Russian Alphabet


The Russian alphabet has existed in its modern form with 33 letters since 1918. Previously, Е and Ё were considered the same letter. It is still relevant in legal matters.

The existence of a writing system among the Slavs in the pre-Christian era is not definitively known. On one hand, there is evidence from archaeological findings. On the other hand, this is not enough to claim that the pagan Slavs used their own original script. Both the dating of the discovered objects and the interpretations of ancient authors are subject to debate.

The first alphabet for the Slavs was created by the brothers Cyril and Methodius at the order of the Byzantine Emperor Michael III in 863. It is not entirely clear whether it was the  Cyrillic 0410–0474 or the  Glagolitic 2C00–2C2A script. However, it is generally believed that Cyrillic came later and became the ancestor of the Russian alphabet.

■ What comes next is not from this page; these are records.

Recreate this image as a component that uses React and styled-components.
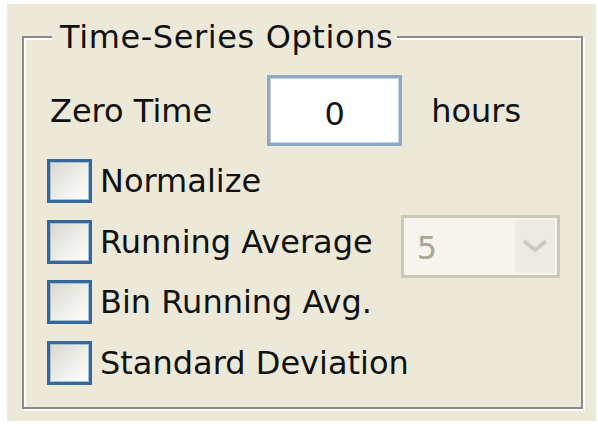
import React from "react";
import styled, { createGlobalStyle } from "styled-components";

const GlobalStyle = createGlobalStyle`
  html, body {
    margin: 0;
    padding: 0;
    background: #ffffff;
  }
  body {
    font-family: "DejaVu Sans", "Liberation Sans", sans-serif;
    color: #111;
  }
`;

const Panel = styled.div`
  box-sizing: border-box;
  width: 589px;
  height: 417px;
  margin: 4px 2px 3px 7px;
  padding: 17px 13px 0 15px;
  background: #ece9d8;
`;

const Group = styled.fieldset`
  box-sizing: border-box;
  margin: 0;
  padding: 0;
  min-width: 0;
  width: 561px;
  border: 2px solid #8b8b85;
  box-shadow: 2px 2px 0 #ffffff, inset 2px 2px 0 #ffffff;
`;

const Legend = styled.legend`
  margin-left: 28px;
  padding: 0 4px 0 8px;
  font-size: 32px;
  line-height: 32px;
  letter-spacing: 0.6px;
  background: #ece9d8;
  color: #111;
`;

const Content = styled.div`
  padding: 22px 16px 14px 23px;
`;

const TimeRow = styled.div`
  display: flex;
  align-items: center;
  height: 71px;
  margin-left: 3px;
`;

const Text = styled.span`
  font-size: 32px;
  line-height: 32px;
  white-space: nowrap;
  color: ${(p) => (p.$disabled ? "#a8a598" : "#111")};
  margin-left: ${(p) => p.$ml || 0}px;
`;

const NumberBox = styled.div`
  box-sizing: border-box;
  width: 135px;
  height: 71px;
  margin-left: 55px;
  border: 3px solid #8fa9c4;
  box-shadow: inset 0 0 0 1px #c3d3e3;
  background: #ffffff;
  display: flex;
  align-items: center;
  justify-content: center;
  padding-top: 6px;
  font-size: 32px;
  color: #111;
`;

const CheckList = styled.div`
  margin-top: 5px;
  display: flex;
  flex-direction: column;
`;

const CheckRow = styled.div`
  display: flex;
  align-items: center;
  height: 60.5px;
`;

const Box = styled.span`
  box-sizing: border-box;
  flex: none;
  width: 45px;
  height: 44px;
  margin-right: 8px;
  border: 3px solid #35679a;
  box-shadow: inset 0 0 0 1px #a9bfd6;
  background: linear-gradient(135deg, #d8d8d0 0%, #efefea 55%, #ffffff 100%);
`;

const Select = styled.div`
  box-sizing: border-box;
  flex: none;
  width: 159px;
  height: 63px;
  margin-left: 28px;
  margin-top: 9px;
  border: 3px solid #cbc8b8;
  background: #f6f4ec;
  display: flex;
  align-items: stretch;
  padding: 2px;
`;

const SelectValue = styled.span`
  flex: 1;
  display: flex;
  align-items: center;
  padding-left: 11px;
  padding-top: 3px;
  font-size: 32px;
  color: #aaa799;
`;

const SelectButton = styled.span`
  flex: none;
  width: 40px;
  border-radius: 4px;
  background: #ecebe3;
  display: flex;
  align-items: center;
  justify-content: center;
`;

const Chevron = () => (
  <svg width="28" height="16" viewBox="0 0 28 16">
    <path d="M3 3 L14 12 L25 3" fill="none" stroke="#cdcbc0" strokeWidth="4" />
  </svg>
);

const Check = ({ label, children }) => (
  <CheckRow>
    <Box />
    <Text>{label}</Text>
    {children}
  </CheckRow>
);

export default function App() {
  return (
    <>
      <GlobalStyle />
      <Panel>
        <Group>
          <Legend>Time-Series Options</Legend>
          <Content>
            <TimeRow>
              <Text>Zero Time</Text>
              <NumberBox>0</NumberBox>
              <Text $ml={29}>hours</Text>
            </TimeRow>
            <CheckList>
              <Check label="Normalize" />
              <Check label="Running Average">
                <Select>
                  <SelectValue>5</SelectValue>
                  <SelectButton>
                    <Chevron />
                  </SelectButton>
                </Select>
              </Check>
              <Check label="Bin Running Avg." />
              <Check label="Standard Deviation" />
            </CheckList>
          </Content>
        </Group>
      </Panel>
    </>
  );
}
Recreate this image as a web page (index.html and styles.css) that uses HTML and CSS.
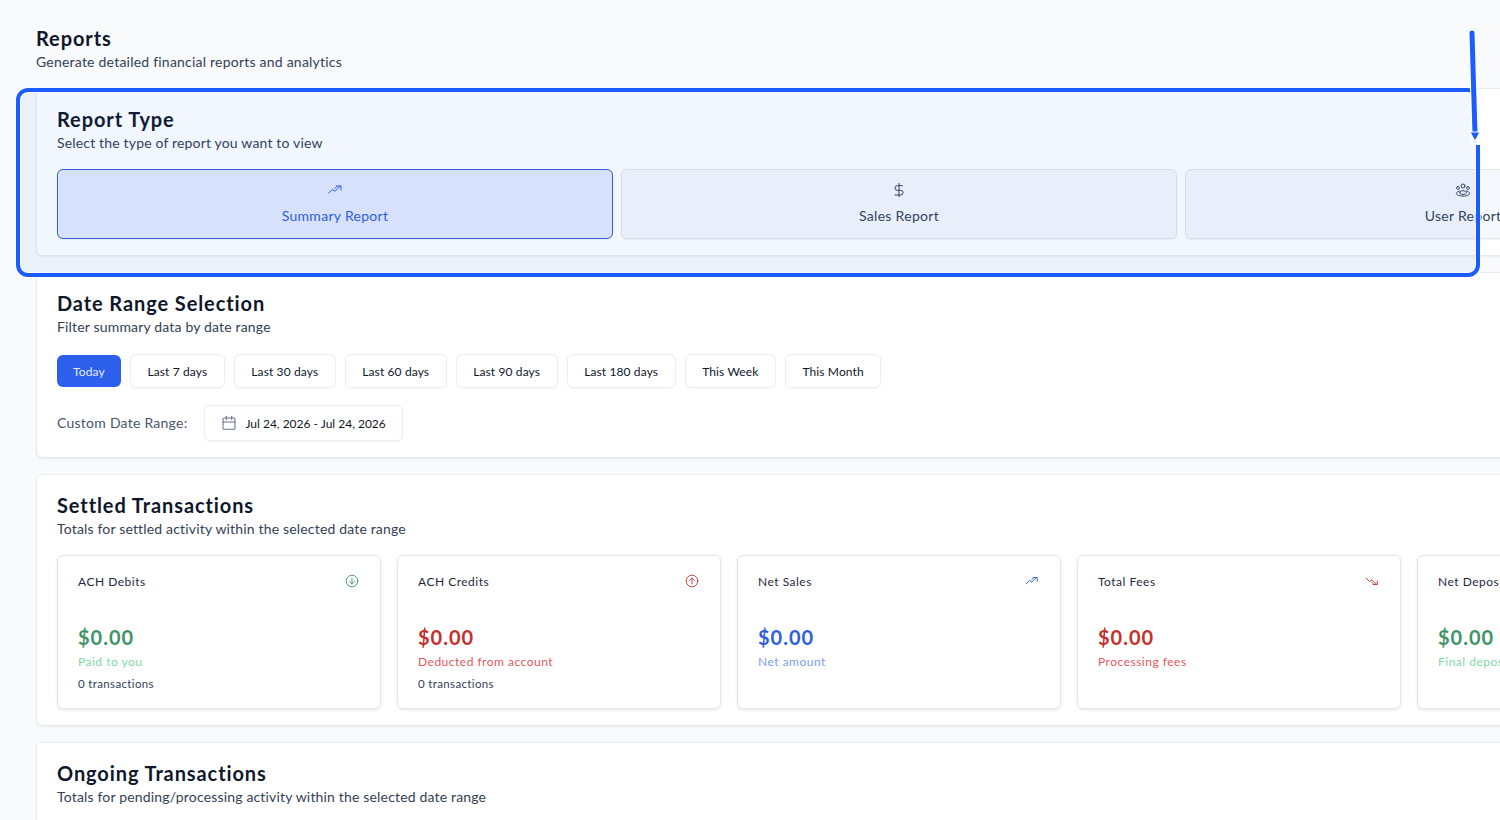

There have been several significant reforms of the Russian writing system. In 1708-1711, Peter I introduced the so-called civil script. The letterforms changed to resemble Latin letters of that time more closely. However, superscript signs were removed. Some letters that were used for numbers became unnecessary after switching to Arabic numerals. In addition, lowercase letters were introduced, whereas only uppercase letters were used before.

Significant changes were made to the Russian alphabet during the 1917-1918 reform, mainly regarding orthography. The letters Ѣ, Ѳ, and І were removed from the alphabet. Instead, it was proposed to use Е, Ф, and И. The letter Ѵ, which was rarely used, disappeared from the alphabet as well. Besides, the letter “ъ” also stopped being used at the ends of words.